During dinner, there is a lot of laughter and teasing as Oscar is quite mischievous. For instance, he would ask me who my boyfriend was. I would reply. Then Oscar, pretending to know the person, jokingly would say, “He will take you to the cleaners”. He charms all of us with his sense of humor and once in a while he would sing. I loved it when he sang, as Oscar is a handsome and seductive balladeer. Sometimes, his friend, Julio Iglesias would sing for us, as well. During one Christmas trip to Puerto Rico, we were all in a dinner table with the King of Spain.

After dinner, we would all pile back into the minibus, Oscar and his friends included, and we would go to some local club and dance the merenge. The gentlemanly husbands of his friends were kind enough to teach us the dance, while the wives applauded and urged us on. There was always a good time for everyone involved.

We were free to stay for a day or a week. I would cancel other paying jobs to do this show. Sometimes I would just fly in and fly out after the show. It was my ‘Christmas sharing thing’. I felt very good each time I did this show, knowing that it would make a lot of children happy. After all, what is Christmas for, but for the children.

There is really no rest for models. It is a brief respite. For immediately after Christmas day, the thought of the couture collections loom ahead. After partaking of our traditional Christmas delicacies with our families and loved ones and drinking excessively in celebration of the holidays, the scale awaits.
In less than a month, one has to be in top form. THINK THIN was pasted over my refrigerator door. (Qualifier: Think thin is not to be equated with Look sickly.) There is no time to waste; those extra pounds gained during the holidays must be shed. After all, beauty is a business.


Anonymous Anonymous said...

what an insight...truly as a model you have mastered the rigors and flow of this profession..not ever forgetting to enjoy the joys of living and the privileges of the wonderful people you work with ( accepted as they are offerred, not demanded and you sound like you earned to be in their intimate family as you have earned their respect)..and not ever forgetting the demand you subject yourself to to comply of what is expected from you as a model model (i believe, they expect only the best from you...if to put it are quite an apparition in the now becoming generic/ catalog look and/or image of what is to be a model nowadays..and it seems that the designers now tend to create a particular blank body/ face/personality..think Karen Elson..Guinevere van Seenus..even Giselle Bundchen is a one category look kind of a MODEL..."IT MODEL" is so stretched now for the lack of character..i love these gals but they come out as "flat personae"..another steamed asparagus on a nice ANNA BAYLE...its bout time to get your show going ...let's see if the industry will truly heed its need..
AL de las ARMAS

3:23 PM  
Blogger Last Day Emails said...

Wow!

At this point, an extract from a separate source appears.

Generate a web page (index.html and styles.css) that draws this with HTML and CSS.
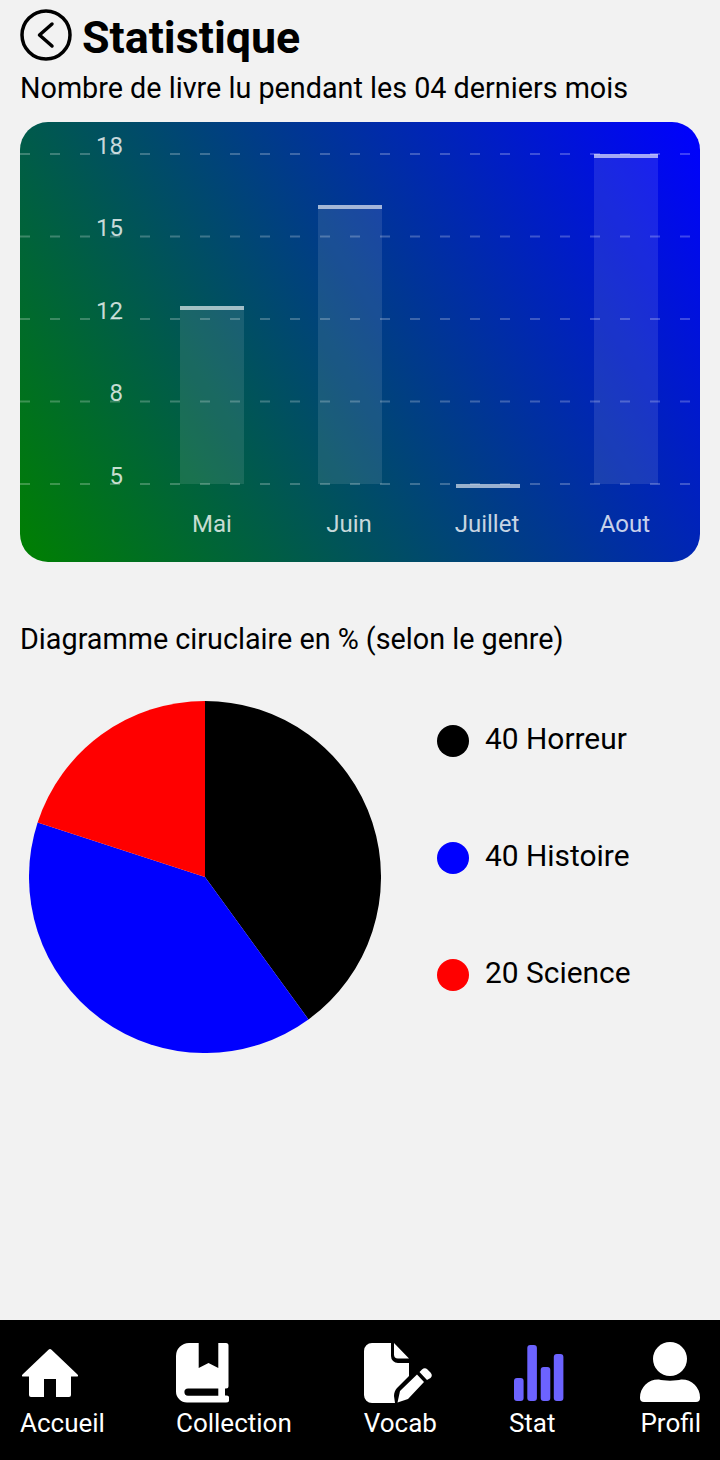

I just found your blog by way of DFR... I am SO excited. Not only are you a role model for me (I would love to be the next Anna Bayle) but you are also soooo generous with your posts... offering insight and inspiration with such detail! I love that you are not afraid of lengthy posts and your advice is so careful and caring. Reading your posts feels like studying, but in a good way! ;)

Thank you SO much for maintaining this site. You can be sure that I will be a regular visitor.